Open sunilicrsat opened 1 year ago
Unable to help without more details. There are many many issues related to "why are most of my genes named hypothetical?" so please look through the issues to understand why that is.
But I think this is likely due to what you passed to --rename
here, ie here's the help menu -- rename should be a new locus_tag base name, certainly not a file.....
$ funannotate annotate
Usage: funannotate annotate <arguments>
version: 1.8.14
Description: Script functionally annotates the results from funannotate predict. It pulls
annotation from PFAM, InterPro, EggNog, UniProtKB, MEROPS, CAZyme, and GO ontology.
Required:
-i, --input Folder from funannotate predict
or
--genbank Genome in GenBank format
-o, --out Output folder for results
or
--gff Genome GFF3 annotation file
--fasta Genome in multi-fasta format
-s, --species Species name, use quotes for binomial, e.g. "Aspergillus fumigatus"
-o, --out Output folder for results
Optional:
--sbt NCBI submission template file. (Recommended)
-a, --annotations Custom annotations (3 column tsv file)
-m, --mito-pass-thru Mitochondrial genome/contigs. append with :mcode
--eggnog Eggnog-mapper annotations file (if NOT installed)
--antismash antiSMASH secondary metabolism results (GBK file from output)
--iprscan InterProScan5 XML file
--phobius Phobius pre-computed results (if phobius NOT installed)

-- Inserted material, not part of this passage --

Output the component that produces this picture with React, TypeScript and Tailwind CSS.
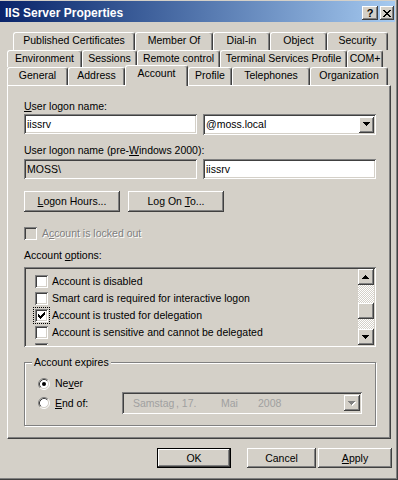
import React from "react";

// classic win2k bevels
const raised =
  "shadow-[inset_-1px_-1px_0_#404040,inset_1px_1px_0_#ffffff,inset_-2px_-2px_0_#808080]";
const sunken =
  "shadow-[inset_1px_1px_0_#808080,inset_-1px_-1px_0_#ffffff,inset_2px_2px_0_#404040,inset_-2px_-2px_0_#d4d0c8]";

function Arrow({ up = false, disabled = false }: { up?: boolean; disabled?: boolean }) {
  const d = up
    ? "M3 0h1v1h1v1h1v1h1v1H0V3h1V2h1V1h1z"
    : "M0 0h7v1H6v1H5v1H4v1H3V3H2V2H1V1H0z";
  return (
    <svg width="8" height="5" viewBox="0 0 8 5" shapeRendering="crispEdges">
      {disabled && <path d={d} fill="#ffffff" transform="translate(1 1)" />}
      <path d={d} fill={disabled ? "#808080" : "#000000"} />
    </svg>
  );
}

function CheckBox({ checked = false, disabled = false, focus = false }: { checked?: boolean; disabled?: boolean; focus?: boolean }) {
  return (
    <span
      className={`relative inline-block w-[13px] h-[13px] shrink-0 ${sunken} ${
        disabled ? "bg-[#d4d0c8]" : "bg-white"
      } ${focus ? "outline-1 outline-dotted outline-black outline-offset-[1px]" : ""}`}
    >
      {checked && (
        <svg width="13" height="13" viewBox="0 0 13 13" shapeRendering="crispEdges" className="absolute left-0 top-0">
          <rect x="3" y="5" width="1" height="3" />
          <rect x="4" y="6" width="1" height="3" />
          <rect x="5" y="7" width="1" height="3" />
          <rect x="6" y="6" width="1" height="3" />
          <rect x="7" y="5" width="1" height="3" />
          <rect x="8" y="4" width="1" height="3" />
          <rect x="9" y="3" width="1" height="3" />
        </svg>
      )}
    </span>
  );
}

function Radio({ checked = false }: { checked?: boolean }) {
  return (
    <svg width="12" height="12" viewBox="0 0 12 12" className="shrink-0">
      <circle cx="6" cy="6" r="4.5" fill="#ffffff" />
      <path d="M2.11 9.89A5.5 5.5 0 0 1 9.89 2.11" stroke="#808080" fill="none" />
      <path d="M9.89 2.11A5.5 5.5 0 0 1 2.11 9.89" stroke="#ffffff" fill="none" />
      <path d="M2.82 9.18A4.5 4.5 0 0 1 9.18 2.82" stroke="#404040" fill="none" />
      <path d="M9.18 2.82A4.5 4.5 0 0 1 2.82 9.18" stroke="#d4d0c8" fill="none" />
      {checked && <circle cx="6" cy="6" r="2" fill="#000000" />}
    </svg>
  );
}

function Tab({ label, w, active = false }: { label: string; w: string; active?: boolean }) {
  return (
    <div
      className={`${w} ${
        active ? "h-[21px] -mt-[2px] -mb-[1px] relative z-10" : "h-full"
      } shrink-0 flex justify-center pt-[1px] bg-[#d4d0c8] border-t border-l border-r border-t-white border-l-white border-r-[#404040] rounded-t-[3px] shadow-[inset_-1px_0_0_#808080] whitespace-nowrap`}
    >
      {label}
    </div>
  );
}

const tabRows = [
  {
    cls: "ml-[13px] h-[18px]",
    tabs: [
      ["Published Certificates", "w-[122px]"],
      ["Member Of", "w-[78px]"],
      ["Dial-in", "w-[57px]"],
      ["Object", "w-[57px]"],
      ["Security", "w-[61px]"],
    ],
  },
  {
    cls: "ml-[7px] h-[17px]",
    tabs: [
      ["Environment", "w-[75px]"],
      ["Sessions", "w-[55px]"],
      ["Remote control", "w-[83px]"],
      ["Terminal Services Profile", "w-[127px]"],
      ["COM+", "w-[36px]"],
    ],
  },
  {
    cls: "ml-[7px] h-[18px]",
    tabs: [
      ["General", "w-[61px]"],
      ["Address", "w-[57px]"],
      ["Account", "w-[63px]"],
      ["Profile", "w-[44px]"],
      ["Telephones", "w-[78px]"],
      ["Organization", "w-[78px]"],
    ],
  },
];

// last row is scrolled mostly out of view, only its box edge shows
const options: [string, boolean][] = [
  ["Account is disabled", false],
  ["Smart card is required for interactive logon", false],
  ["Account is trusted for delegation", true],
  ["Account is sensitive and cannot be delegated", false],
  ["", false],
];

export default function App() {
  return (
    <div className="w-[398px] h-[480px] overflow-hidden bg-[#d4d0c8] text-black text-[10.5px] leading-[13px] font-['Liberation_Sans',Arial,sans-serif] pt-[1px] shadow-[inset_-1px_-1px_0_#404040,inset_-2px_-2px_0_#808080]">
      {/* title bar */}
      <div className="w-[395px] h-[21px] flex justify-between bg-linear-to-r from-[#0a246a] to-[#a6caf0]">
        <div className="pl-[5px] pt-[5px] text-white font-bold text-[12px] leading-[14px]">
          IIS Server Properties
        </div>
        <div className="flex gap-[2px] mt-[5px] mr-[1px] h-[14px]">
          <div className={`w-[16px] h-[14px] bg-[#d4d0c8] ${raised} flex items-center justify-center font-bold text-[11px] leading-[11px] pt-[1px]`}>
            ?
          </div>
          <div className={`w-[14px] h-[14px] bg-[#d4d0c8] ${raised} flex items-center justify-center`}>
            <svg width="8" height="7" viewBox="0 0 8 7" shapeRendering="crispEdges">
              <path d="M0 0h2v1h1v1h2V1h1V0h2v1H7v1H6v1H5v1h1v1h1v1h1v1H6V6H5V5H3v1H2v1H0V6h1V5h1V4h1V3H2V2H1V1H0z" />
            </svg>
          </div>
        </div>
      </div>

      {/* tabs */}
      <div className="mt-[10px] flex flex-col">
        {tabRows.map((row, i) => (
          <div key={i} className={`flex ${row.cls}`}>
            {row.tabs.map(([label, w]) => (
              <Tab key={label} label={label} w={w} active={label === "Account"} />
            ))}
          </div>
        ))}
      </div>

      {/* page */}
      <div className="ml-[7px] w-[384px] h-[354px] border border-t-white border-l-white border-r-[#404040] border-b-[#404040] shadow-[inset_-1px_-1px_0_#808080] pl-[16px]">
        <div className="mt-[14px]">
          <u>U</u>ser logon name:
        </div>
        <div className="mt-[1px] flex gap-[6px]">
          <div className={`w-[173px] h-[20px] bg-white ${sunken} flex items-center pl-[3px]`}>iissrv</div>
          <div className={`w-[173px] h-[21px] bg-white ${sunken} flex items-center justify-between pl-[3px] pr-[2px]`}>
            <span>@moss.local</span>
            <div className={`w-[15px] h-[16px] bg-[#d4d0c8] ${raised} flex items-center justify-center`}>
              <Arrow />
            </div>
          </div>
        </div>

        <div className="mt-[9px]">
          User logon name (pre-<u>W</u>indows 2000):
        </div>
        <div className="mt-[2px] flex gap-[6px]">
          <div className={`w-[173px] h-[20px] bg-[#d4d0c8] ${sunken} flex items-center pl-[3px]`}>MOSS\</div>
          <div className={`w-[173px] h-[20px] bg-white ${sunken} flex items-center pl-[3px]`}>iissrv</div>
        </div>

        <div className="mt-[12px] flex gap-[8px]">
          <div className={`w-[96px] h-[21px] ${raised} flex items-center justify-center`}>
            <span>
              <u>L</u>ogon Hours...
            </span>
          </div>
          <div className={`w-[96px] h-[21px] ${raised} flex items-center justify-center`}>
            <span>
              Log On <u>T</u>o...
            </span>
          </div>
        </div>

        <div className="mt-[15px] h-[13px] flex items-center gap-[5px]">
          <CheckBox disabled />
          <span className="text-[#808080] [text-shadow:1px_1px_0_#ffffff]">
            A<u>c</u>count is locked out
          </span>
        </div>

        <div className="mt-[9px]">
          Account <u>o</u>ptions:
        </div>
        <div className={`mt-[5px] w-[352px] h-[80px] ${sunken} p-[2px] flex`}>
          <div className="flex-1 overflow-hidden pt-[4px] pl-[9px]">
            {options.map(([label, checked], i) => (
              <div key={i} className="h-[17px] flex items-center gap-[4px] whitespace-nowrap">
                <CheckBox checked={checked} focus={i === 2} />
                {label && <span>{label}</span>}
              </div>
            ))}
          </div>
          <div className="w-[16px] flex flex-col">
            <div className={`h-[16px] ${raised} flex items-center justify-center`}>
              <Arrow up />
            </div>
            <div className="h-[18px] bg-[conic-gradient(#ffffff_25%,#d4d0c8_0_50%,#ffffff_0_75%,#d4d0c8_0)] bg-[length:2px_2px]" />
            <div className={`h-[16px] ${raised}`} />
            <div className="h-[10px] bg-[conic-gradient(#ffffff_25%,#d4d0c8_0_50%,#ffffff_0_75%,#d4d0c8_0)] bg-[length:2px_2px]" />
            <div className={`h-[16px] ${raised} flex items-center justify-center`}>
              <Arrow />
            </div>
          </div>
        </div>

        <fieldset className="mt-[9px] w-[352px] h-[70px] min-w-0 border border-[#808080] shadow-[inset_1px_1px_0_#ffffff,1px_1px_0_#ffffff] pl-[13px]">
          <legend className="ml-[-6px] px-[2px] bg-[#d4d0c8] leading-[13px]">Account expires</legend>
          <div className="mt-[8px] h-[13px] flex items-center gap-[5px]">
            <Radio checked />
            <span>
              Ne<u>v</u>er
            </span>
          </div>
          <div className="mt-[2px] h-[22px] flex items-center">
            <div className="w-[84px] flex items-center gap-[5px]">
              <Radio />
              <span>
                <u>E</u>nd of:
              </span>
            </div>
            <div className={`w-[240px] h-[22px] ${sunken} flex items-center pl-[11px] pr-[2px] text-[#a0a0a0] whitespace-nowrap`}>
              <span className="w-[43px]">Samstag</span>
              <span className="w-[45px]">, 17.</span>
              <span className="w-[37px]">Mai</span>
              <span className="flex-1">2008</span>
              <div className={`w-[16px] h-[16px] ${raised} flex items-center justify-center`}>
                <Arrow disabled />
              </div>
            </div>
          </div>
        </fieldset>
      </div>

      {/* dialog buttons */}
      <div className="mt-[9px] flex">
        <div className={`ml-[157px] w-[74px] h-[20px] border border-black ${raised} flex items-center justify-center`}>
          OK
        </div>
        <div className={`ml-[16px] w-[69px] h-[20px] ${raised} flex items-center justify-center`}>Cancel</div>
        <div className={`ml-[2px] w-[74px] h-[20px] ${raised} flex items-center justify-center`}>
          <span>
            <u>A</u>pply
          </span>
        </div>
      </div>
    </div>
  );
}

--signalp SignalP pre-computed results (-org euk -format short)
--isolate Isolate name
--strain Strain name
--rename Rename GFF gene models with locus_tag from NCBI.
--fix Gene/Product names fixed (TSV: GeneID Name Product)
--remove Gene/Product names to remove (TSV: Gene Product)
--busco_db BUSCO models. Default: dikarya
-t, --tbl2asn Additional parameters for tbl2asn. Default: "-l paired-ends"
-d, --database Path to funannotate database. Default: $FUNANNOTATE_DB
--force Force over-write of output folder
--cpus Number of CPUs to use. Default: 2
--tmpdir Volume/location to write temporary files. Default: /tmp
--p2g protein2genome pre-computed results
--header_length Maximum length of FASTA headers. Default: 16
--no-progress Do not print progress to stdout for long sub jobs
Thank you Jon, The gene names have T-1 suffix. Is that making hypothetical proteins? Can I share gene prediction out put? in gff3 of gene prediction also I have a hypothetical protein.
Can you post log files from your predict and annotate runs so I can see what has been run, etc? It would then also help to be able to see what the gene models look like, I don't need the entire GFF/TBL but some snippets so I can see what the naming scheme is and what other annotations have been incorporated.
Which files you need from the following predict output,
1_1.cds-transcripts.fa
1_1.proteins.fa.ndb
1_1.proteins.fa.ntf
1_1.proteins.fa.pot
1_1.validation.txt
1_1.discrepency.report.txt
1_1.proteins.fa.nhr
1_1.proteins.fa.nto
1_1.proteins.fa.psq
1_1.error.summary.txt
1_1.proteins.fa.nin
1_1.proteins.fa.pdb
1_1.proteins.fa.ptf
aspergillus_oryzae.parameters.json
1_1.gbk
1_1.proteins.fa.nog
1_1.proteins.fa.phr
1_1.proteins.fa.pto
1_1.gff3
1_1.proteins.fa.nos
1_1.proteins.fa.pin
1_1.scaffolds.fa
1_1.mrna-transcripts.fa
1_1.proteins.fa.not
1_1.proteins.fa.pog
1_1.stats.json
1_1.proteins.fa
1_1.proteins.fa.nsq
1_1.proteins.fa.pos
1_1.tbl
Hi Jon, I have sent link for the predict output .gff file on nextgen.usfs@gmail.com
Dear team I ran following command, funannotate annotate -i ../10mAF_1/predict_results/ -o ../10mAF_fun/ --rename 10mAF_rename_ncbi.txt --annotations 10mAF_annotations.txt --eggnog 10mAF_eggnog.txt I am getting all hypothetical proteins in the annotation.txt file.